_Your goal:_ Locate every line below that contains the word "index" and copy it.

_Material provided:_
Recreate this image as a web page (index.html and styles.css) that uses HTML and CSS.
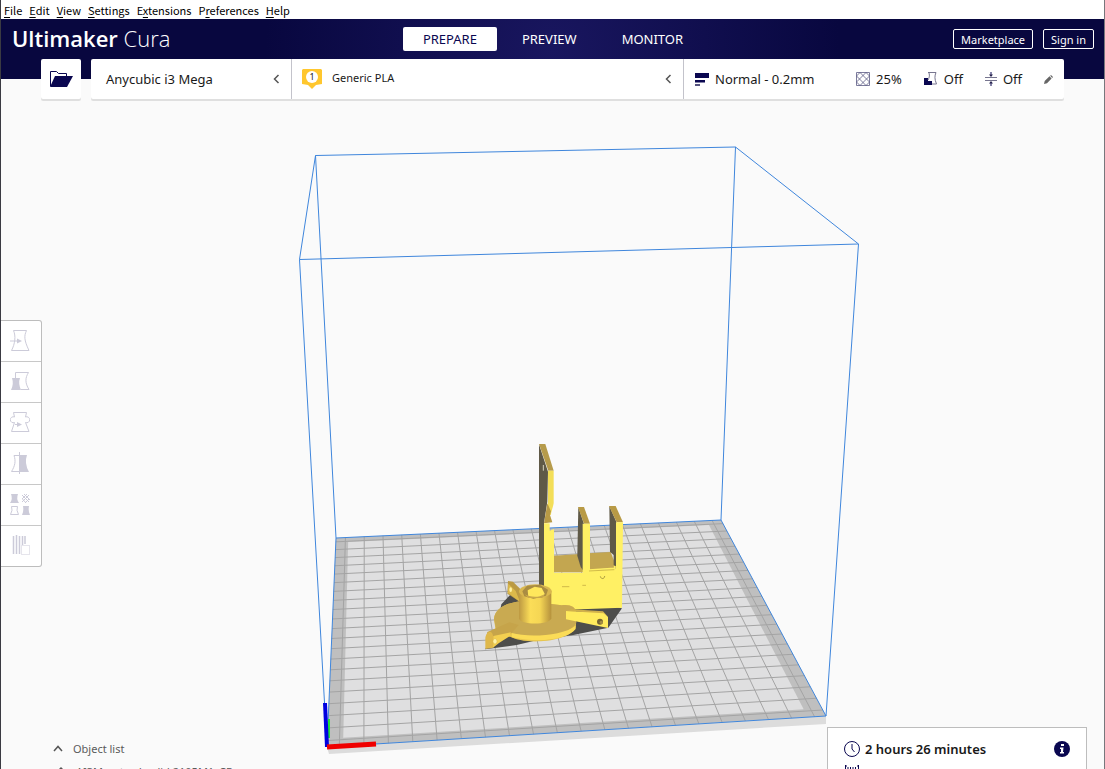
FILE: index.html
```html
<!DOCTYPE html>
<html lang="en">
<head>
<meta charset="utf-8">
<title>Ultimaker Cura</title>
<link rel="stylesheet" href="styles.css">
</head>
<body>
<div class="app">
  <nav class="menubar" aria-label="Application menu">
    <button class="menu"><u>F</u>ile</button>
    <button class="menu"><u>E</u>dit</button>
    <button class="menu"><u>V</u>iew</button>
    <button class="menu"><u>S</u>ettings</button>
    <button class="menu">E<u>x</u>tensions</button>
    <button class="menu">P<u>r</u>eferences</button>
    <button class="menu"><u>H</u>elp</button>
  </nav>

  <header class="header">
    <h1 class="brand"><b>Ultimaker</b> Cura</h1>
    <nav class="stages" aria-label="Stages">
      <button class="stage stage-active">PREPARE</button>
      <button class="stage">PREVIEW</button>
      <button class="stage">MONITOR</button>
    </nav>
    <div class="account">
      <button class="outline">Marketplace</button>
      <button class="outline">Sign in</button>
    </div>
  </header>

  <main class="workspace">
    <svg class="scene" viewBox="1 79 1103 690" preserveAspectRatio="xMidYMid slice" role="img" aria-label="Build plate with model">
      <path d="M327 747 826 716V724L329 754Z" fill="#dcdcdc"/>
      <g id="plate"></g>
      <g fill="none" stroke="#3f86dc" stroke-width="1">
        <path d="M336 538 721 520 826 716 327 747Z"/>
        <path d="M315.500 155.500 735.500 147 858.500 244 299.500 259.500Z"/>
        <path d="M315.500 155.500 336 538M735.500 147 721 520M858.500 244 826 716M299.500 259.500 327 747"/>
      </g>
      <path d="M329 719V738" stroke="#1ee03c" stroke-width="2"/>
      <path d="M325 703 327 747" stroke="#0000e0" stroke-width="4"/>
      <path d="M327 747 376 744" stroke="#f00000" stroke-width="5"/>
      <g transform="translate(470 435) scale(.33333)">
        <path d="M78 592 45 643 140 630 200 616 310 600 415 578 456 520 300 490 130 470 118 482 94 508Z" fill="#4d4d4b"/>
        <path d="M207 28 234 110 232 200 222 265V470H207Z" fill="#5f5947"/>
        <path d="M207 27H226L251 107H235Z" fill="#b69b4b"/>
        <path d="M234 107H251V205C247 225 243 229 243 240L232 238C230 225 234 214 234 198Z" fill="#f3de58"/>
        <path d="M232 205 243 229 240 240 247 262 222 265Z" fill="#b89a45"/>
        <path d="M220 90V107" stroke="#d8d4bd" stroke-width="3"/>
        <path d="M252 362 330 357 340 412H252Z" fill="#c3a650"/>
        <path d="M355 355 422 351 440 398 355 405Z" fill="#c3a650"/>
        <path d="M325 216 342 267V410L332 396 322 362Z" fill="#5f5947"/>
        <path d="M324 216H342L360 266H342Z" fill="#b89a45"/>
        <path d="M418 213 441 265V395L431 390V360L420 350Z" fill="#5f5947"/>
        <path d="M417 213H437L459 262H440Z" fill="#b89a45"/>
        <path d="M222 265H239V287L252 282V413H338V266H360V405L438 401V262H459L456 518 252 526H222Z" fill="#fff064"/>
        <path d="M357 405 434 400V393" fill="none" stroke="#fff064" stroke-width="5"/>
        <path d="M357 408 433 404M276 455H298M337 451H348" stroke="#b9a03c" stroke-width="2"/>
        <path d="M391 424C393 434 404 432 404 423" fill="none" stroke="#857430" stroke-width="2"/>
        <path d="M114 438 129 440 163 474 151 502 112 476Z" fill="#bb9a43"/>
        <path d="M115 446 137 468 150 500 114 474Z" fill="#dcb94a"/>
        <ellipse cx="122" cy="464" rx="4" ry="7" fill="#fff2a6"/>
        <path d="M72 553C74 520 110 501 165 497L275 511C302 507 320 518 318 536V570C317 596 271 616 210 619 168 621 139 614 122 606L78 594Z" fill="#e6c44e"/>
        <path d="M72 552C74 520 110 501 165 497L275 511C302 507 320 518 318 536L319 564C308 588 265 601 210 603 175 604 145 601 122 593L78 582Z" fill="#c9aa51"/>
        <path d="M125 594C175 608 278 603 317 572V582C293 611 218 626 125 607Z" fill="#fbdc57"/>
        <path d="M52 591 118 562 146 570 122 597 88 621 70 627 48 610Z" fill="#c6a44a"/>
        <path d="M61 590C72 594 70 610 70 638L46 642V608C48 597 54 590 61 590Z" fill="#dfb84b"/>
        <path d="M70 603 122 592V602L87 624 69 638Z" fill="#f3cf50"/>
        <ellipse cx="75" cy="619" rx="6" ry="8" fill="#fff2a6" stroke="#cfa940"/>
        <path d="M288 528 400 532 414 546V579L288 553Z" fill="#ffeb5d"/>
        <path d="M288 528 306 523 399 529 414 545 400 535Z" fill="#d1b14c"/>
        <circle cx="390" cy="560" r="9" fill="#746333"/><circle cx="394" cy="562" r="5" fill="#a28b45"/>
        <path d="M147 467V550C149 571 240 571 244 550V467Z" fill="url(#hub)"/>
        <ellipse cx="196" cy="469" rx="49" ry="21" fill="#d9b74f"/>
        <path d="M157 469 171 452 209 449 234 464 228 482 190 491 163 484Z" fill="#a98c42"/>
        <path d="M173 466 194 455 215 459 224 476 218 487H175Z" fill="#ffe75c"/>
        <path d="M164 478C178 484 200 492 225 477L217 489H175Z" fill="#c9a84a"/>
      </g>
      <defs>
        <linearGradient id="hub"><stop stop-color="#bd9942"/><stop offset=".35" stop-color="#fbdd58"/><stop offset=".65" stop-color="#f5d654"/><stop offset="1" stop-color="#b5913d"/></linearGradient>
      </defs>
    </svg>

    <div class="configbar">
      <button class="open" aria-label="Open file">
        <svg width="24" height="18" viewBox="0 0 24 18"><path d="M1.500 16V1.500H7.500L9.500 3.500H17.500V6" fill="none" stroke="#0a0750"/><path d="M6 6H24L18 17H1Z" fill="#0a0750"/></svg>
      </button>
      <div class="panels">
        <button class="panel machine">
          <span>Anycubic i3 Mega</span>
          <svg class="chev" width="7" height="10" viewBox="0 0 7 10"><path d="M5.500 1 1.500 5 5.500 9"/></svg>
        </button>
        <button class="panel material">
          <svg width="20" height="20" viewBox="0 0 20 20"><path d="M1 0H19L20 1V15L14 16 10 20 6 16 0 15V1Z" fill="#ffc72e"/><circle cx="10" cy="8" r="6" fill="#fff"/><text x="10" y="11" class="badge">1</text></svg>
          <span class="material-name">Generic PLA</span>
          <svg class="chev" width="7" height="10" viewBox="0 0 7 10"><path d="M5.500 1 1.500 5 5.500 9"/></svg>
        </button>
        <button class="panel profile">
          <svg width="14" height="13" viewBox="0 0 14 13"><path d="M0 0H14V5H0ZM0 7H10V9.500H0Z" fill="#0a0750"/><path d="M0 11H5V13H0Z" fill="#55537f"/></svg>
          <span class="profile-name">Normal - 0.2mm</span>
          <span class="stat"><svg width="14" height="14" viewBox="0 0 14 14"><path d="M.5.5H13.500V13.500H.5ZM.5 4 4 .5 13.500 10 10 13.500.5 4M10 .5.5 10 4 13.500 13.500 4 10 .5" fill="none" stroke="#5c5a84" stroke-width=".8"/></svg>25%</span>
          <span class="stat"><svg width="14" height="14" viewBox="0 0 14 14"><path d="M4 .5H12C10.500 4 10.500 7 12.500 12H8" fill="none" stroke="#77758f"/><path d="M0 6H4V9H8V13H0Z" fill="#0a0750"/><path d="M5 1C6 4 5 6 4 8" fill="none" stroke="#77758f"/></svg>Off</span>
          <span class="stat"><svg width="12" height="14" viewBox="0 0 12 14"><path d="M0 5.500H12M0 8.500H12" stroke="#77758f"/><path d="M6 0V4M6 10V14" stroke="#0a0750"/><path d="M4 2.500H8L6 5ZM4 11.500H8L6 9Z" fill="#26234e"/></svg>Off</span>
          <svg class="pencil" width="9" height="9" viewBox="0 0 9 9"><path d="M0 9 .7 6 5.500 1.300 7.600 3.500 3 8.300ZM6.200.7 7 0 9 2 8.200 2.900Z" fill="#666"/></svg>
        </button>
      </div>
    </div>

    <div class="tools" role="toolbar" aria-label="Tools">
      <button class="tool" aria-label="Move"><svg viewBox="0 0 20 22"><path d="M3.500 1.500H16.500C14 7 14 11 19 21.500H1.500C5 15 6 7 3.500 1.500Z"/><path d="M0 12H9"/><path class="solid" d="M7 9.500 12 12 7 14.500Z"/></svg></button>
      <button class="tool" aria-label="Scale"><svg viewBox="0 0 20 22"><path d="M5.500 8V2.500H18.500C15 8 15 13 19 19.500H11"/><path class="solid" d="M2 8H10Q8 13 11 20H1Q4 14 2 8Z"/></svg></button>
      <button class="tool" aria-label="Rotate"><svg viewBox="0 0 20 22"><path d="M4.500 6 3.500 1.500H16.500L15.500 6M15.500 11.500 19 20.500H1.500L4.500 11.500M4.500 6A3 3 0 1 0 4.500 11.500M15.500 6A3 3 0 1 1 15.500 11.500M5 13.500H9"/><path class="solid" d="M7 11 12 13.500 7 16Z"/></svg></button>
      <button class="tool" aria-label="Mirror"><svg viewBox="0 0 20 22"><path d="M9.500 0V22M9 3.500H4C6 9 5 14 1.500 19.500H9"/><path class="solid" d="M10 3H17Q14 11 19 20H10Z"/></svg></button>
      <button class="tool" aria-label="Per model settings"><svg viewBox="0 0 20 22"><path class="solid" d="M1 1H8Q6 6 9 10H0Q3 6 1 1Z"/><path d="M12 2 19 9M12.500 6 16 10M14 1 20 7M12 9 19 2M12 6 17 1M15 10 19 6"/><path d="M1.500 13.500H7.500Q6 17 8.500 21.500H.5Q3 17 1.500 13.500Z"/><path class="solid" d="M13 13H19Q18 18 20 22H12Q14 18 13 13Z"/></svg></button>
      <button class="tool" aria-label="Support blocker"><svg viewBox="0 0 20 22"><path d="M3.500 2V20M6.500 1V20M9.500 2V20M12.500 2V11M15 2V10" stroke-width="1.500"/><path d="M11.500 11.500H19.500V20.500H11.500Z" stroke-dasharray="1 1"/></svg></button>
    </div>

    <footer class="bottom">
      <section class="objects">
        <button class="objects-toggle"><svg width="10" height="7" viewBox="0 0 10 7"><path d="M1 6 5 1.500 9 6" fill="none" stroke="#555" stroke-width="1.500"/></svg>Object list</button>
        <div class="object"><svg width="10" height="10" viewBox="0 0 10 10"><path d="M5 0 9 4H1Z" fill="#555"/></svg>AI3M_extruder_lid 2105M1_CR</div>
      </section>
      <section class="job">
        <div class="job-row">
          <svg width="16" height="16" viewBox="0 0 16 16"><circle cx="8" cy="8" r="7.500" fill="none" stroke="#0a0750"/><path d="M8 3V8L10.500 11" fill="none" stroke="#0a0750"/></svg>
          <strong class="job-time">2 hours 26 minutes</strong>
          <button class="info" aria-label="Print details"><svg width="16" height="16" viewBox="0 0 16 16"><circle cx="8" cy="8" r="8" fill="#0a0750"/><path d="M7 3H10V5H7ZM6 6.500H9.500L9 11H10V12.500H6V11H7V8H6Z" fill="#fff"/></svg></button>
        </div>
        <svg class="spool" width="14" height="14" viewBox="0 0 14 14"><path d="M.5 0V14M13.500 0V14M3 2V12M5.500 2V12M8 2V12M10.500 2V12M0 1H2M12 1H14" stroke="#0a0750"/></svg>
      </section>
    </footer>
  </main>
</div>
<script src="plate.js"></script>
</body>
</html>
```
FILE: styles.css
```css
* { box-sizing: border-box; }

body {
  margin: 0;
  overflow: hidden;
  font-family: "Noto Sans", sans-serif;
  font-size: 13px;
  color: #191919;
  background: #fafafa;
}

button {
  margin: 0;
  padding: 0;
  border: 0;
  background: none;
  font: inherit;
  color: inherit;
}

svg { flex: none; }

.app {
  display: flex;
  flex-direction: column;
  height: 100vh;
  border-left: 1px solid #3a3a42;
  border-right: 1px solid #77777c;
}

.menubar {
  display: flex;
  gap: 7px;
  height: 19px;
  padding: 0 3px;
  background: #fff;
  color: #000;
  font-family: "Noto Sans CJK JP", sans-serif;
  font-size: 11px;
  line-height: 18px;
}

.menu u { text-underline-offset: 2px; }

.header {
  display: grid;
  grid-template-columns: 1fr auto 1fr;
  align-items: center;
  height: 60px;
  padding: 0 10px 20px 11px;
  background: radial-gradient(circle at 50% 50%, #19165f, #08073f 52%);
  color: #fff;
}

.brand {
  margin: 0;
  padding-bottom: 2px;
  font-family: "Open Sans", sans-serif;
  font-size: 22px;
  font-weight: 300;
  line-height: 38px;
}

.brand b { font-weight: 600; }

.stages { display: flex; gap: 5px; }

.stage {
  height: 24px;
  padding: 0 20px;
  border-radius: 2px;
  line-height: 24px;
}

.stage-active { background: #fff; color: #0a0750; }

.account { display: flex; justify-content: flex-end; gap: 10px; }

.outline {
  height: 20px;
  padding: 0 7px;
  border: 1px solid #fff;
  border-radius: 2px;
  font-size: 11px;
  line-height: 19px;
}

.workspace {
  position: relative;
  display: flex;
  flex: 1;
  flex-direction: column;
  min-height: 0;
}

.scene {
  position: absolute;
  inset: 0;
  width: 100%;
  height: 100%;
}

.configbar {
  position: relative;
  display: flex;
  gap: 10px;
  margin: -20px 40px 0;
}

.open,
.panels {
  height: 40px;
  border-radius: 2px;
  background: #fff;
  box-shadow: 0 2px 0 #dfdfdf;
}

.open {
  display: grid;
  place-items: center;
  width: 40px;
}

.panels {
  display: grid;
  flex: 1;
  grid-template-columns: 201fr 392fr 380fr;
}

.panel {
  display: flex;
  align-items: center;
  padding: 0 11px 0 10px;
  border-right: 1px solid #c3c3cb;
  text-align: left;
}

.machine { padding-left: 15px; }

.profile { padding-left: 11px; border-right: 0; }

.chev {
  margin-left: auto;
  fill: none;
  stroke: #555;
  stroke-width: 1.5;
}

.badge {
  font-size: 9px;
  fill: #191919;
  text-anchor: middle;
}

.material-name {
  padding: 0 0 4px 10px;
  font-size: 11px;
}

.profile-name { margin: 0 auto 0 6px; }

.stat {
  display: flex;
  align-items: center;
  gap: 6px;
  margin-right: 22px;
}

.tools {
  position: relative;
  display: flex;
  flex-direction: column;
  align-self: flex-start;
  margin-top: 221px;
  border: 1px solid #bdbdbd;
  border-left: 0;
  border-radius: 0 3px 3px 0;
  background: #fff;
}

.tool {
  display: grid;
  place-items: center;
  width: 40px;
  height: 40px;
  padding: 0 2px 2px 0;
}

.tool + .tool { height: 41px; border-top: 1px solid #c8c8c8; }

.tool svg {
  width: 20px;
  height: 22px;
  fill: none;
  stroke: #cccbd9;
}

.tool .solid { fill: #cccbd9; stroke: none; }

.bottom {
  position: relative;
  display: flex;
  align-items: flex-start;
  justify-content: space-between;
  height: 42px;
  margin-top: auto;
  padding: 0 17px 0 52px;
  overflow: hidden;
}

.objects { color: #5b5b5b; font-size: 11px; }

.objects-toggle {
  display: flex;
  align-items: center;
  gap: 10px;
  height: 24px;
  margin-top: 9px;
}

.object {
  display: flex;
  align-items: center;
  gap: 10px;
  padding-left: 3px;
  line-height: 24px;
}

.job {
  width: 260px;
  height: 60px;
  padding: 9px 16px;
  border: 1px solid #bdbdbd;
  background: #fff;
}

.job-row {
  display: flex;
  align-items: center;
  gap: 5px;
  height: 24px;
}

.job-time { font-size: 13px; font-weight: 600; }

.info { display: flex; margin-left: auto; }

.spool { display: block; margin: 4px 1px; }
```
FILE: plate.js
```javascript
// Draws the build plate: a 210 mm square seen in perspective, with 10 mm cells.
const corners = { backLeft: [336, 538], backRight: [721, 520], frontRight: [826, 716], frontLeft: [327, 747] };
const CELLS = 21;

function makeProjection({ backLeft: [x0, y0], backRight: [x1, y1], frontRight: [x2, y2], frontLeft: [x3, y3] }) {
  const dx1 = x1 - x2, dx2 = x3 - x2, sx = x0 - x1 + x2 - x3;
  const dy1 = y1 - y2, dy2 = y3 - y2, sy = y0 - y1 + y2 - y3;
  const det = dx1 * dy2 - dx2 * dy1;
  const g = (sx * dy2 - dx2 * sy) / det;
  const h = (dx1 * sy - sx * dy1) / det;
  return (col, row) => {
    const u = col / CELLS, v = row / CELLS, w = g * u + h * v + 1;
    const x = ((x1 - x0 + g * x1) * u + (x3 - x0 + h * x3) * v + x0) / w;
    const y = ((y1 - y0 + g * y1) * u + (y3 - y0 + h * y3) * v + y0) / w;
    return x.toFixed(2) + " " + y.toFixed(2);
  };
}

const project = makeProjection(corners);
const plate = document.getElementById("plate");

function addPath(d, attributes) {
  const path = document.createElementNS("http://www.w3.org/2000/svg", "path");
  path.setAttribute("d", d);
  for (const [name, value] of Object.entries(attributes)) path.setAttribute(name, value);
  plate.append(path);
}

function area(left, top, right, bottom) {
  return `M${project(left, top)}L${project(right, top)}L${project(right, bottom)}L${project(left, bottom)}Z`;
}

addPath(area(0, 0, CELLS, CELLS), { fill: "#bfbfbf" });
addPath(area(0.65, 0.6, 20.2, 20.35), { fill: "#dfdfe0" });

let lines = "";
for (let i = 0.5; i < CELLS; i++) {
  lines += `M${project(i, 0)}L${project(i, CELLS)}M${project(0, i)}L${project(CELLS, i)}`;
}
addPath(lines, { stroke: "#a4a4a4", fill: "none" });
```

_Result:_
Recreate this image as a web page (index.html and styles.css) that uses HTML and CSS.
FILE: index.html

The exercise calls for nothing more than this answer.